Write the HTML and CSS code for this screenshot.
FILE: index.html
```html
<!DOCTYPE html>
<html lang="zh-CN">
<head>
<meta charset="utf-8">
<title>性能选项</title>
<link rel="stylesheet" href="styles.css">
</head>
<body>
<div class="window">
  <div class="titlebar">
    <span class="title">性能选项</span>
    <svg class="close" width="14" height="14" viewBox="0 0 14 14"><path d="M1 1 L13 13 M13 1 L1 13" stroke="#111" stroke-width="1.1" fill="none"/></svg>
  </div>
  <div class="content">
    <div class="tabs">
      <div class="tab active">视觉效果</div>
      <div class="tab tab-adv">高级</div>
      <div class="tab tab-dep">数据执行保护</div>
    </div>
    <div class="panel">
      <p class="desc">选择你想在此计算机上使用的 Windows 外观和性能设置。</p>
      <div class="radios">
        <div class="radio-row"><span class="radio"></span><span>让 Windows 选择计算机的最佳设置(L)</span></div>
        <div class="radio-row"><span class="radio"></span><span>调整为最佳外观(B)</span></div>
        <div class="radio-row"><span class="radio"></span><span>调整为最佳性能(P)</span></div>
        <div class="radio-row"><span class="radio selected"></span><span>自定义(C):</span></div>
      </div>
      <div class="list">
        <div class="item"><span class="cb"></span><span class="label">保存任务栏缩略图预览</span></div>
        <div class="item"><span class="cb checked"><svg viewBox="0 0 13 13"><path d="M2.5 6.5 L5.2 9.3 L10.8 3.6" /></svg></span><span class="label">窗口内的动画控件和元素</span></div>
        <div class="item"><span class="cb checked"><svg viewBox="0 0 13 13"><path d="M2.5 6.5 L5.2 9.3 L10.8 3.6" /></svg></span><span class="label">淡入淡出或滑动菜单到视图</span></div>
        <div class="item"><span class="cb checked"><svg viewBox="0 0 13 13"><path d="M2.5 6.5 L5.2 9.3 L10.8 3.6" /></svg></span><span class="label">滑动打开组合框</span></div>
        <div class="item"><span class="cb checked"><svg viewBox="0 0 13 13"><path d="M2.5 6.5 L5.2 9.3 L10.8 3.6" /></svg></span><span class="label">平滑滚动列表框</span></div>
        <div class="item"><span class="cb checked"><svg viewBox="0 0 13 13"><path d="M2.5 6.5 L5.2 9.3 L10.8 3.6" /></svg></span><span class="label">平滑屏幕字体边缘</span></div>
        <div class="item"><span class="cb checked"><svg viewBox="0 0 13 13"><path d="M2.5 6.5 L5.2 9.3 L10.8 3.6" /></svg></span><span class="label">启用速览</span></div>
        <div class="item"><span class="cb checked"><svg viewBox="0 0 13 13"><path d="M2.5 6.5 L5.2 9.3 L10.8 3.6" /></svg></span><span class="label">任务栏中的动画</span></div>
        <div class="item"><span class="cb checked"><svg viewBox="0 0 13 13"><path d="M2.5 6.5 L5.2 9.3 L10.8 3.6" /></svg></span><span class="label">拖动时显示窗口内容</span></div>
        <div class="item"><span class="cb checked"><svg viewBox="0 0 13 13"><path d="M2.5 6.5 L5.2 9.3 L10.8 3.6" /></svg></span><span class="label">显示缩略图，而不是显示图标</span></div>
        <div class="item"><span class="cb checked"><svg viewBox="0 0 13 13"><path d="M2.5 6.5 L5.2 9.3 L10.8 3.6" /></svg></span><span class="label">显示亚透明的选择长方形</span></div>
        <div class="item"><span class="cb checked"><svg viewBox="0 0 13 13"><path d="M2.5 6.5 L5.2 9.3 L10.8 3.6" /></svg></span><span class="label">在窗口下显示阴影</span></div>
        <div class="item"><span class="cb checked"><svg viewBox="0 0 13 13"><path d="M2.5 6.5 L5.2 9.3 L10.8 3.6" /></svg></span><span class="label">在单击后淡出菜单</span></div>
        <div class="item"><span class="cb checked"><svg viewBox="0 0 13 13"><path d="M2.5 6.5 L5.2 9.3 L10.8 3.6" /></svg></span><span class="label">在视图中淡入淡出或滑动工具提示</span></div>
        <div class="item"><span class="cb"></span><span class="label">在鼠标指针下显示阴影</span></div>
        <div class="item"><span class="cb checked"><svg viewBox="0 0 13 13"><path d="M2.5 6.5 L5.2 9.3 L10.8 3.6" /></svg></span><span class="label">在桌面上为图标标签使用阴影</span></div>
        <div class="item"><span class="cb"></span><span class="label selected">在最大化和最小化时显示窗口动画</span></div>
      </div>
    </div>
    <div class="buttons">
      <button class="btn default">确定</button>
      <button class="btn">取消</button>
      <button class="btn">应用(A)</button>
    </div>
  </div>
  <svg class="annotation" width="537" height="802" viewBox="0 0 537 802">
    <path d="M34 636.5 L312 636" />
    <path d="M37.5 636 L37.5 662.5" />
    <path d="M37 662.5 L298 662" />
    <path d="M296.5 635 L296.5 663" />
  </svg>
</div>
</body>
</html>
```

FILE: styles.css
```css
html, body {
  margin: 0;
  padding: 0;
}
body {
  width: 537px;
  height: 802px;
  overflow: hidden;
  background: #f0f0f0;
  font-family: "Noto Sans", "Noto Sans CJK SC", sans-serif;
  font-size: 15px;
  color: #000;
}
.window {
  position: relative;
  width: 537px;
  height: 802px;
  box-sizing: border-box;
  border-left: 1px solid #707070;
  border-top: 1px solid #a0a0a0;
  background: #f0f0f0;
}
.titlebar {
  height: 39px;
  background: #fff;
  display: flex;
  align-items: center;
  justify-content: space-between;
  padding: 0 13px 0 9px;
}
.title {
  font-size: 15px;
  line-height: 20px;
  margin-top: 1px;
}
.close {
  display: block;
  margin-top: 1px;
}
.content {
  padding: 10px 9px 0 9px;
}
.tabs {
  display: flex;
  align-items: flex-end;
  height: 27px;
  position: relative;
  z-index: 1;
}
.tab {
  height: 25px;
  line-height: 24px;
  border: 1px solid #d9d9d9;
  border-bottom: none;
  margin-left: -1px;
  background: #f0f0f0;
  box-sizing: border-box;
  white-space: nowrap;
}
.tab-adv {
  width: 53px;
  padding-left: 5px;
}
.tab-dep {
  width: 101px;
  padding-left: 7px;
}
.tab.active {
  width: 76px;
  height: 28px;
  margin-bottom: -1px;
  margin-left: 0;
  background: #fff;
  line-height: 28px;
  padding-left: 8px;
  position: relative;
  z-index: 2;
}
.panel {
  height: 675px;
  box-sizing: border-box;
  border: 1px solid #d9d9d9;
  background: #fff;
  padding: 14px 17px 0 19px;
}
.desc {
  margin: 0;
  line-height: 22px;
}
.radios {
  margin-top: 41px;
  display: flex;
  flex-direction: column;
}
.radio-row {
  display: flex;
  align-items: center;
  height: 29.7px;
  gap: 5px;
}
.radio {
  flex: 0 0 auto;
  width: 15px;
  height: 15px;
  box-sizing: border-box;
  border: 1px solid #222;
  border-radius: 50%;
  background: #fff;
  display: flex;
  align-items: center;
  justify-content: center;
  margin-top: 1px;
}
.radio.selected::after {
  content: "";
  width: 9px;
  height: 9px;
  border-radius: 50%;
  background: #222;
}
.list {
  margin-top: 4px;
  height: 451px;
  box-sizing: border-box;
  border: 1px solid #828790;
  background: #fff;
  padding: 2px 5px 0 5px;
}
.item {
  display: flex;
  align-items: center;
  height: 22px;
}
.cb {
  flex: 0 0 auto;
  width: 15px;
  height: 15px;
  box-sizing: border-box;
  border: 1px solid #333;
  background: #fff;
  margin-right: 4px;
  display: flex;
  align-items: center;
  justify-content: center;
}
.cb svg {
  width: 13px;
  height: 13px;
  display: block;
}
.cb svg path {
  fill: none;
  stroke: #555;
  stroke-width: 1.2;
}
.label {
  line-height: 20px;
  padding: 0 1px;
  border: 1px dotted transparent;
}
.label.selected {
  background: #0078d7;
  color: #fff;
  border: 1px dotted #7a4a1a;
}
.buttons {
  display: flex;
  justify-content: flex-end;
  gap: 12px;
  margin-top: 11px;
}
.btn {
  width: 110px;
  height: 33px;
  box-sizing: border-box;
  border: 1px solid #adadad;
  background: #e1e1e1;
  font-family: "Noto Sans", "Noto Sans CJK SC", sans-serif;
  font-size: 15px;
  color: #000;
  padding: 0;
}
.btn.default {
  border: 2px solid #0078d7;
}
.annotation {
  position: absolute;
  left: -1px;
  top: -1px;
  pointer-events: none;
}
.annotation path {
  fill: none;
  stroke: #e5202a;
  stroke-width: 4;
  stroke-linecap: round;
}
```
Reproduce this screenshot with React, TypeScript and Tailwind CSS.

The request: Report each line of the material above where the word "this" appears.

Finished answer:
Write the HTML and CSS code for this screenshot.
Reproduce this screenshot with React, TypeScript and Tailwind CSS.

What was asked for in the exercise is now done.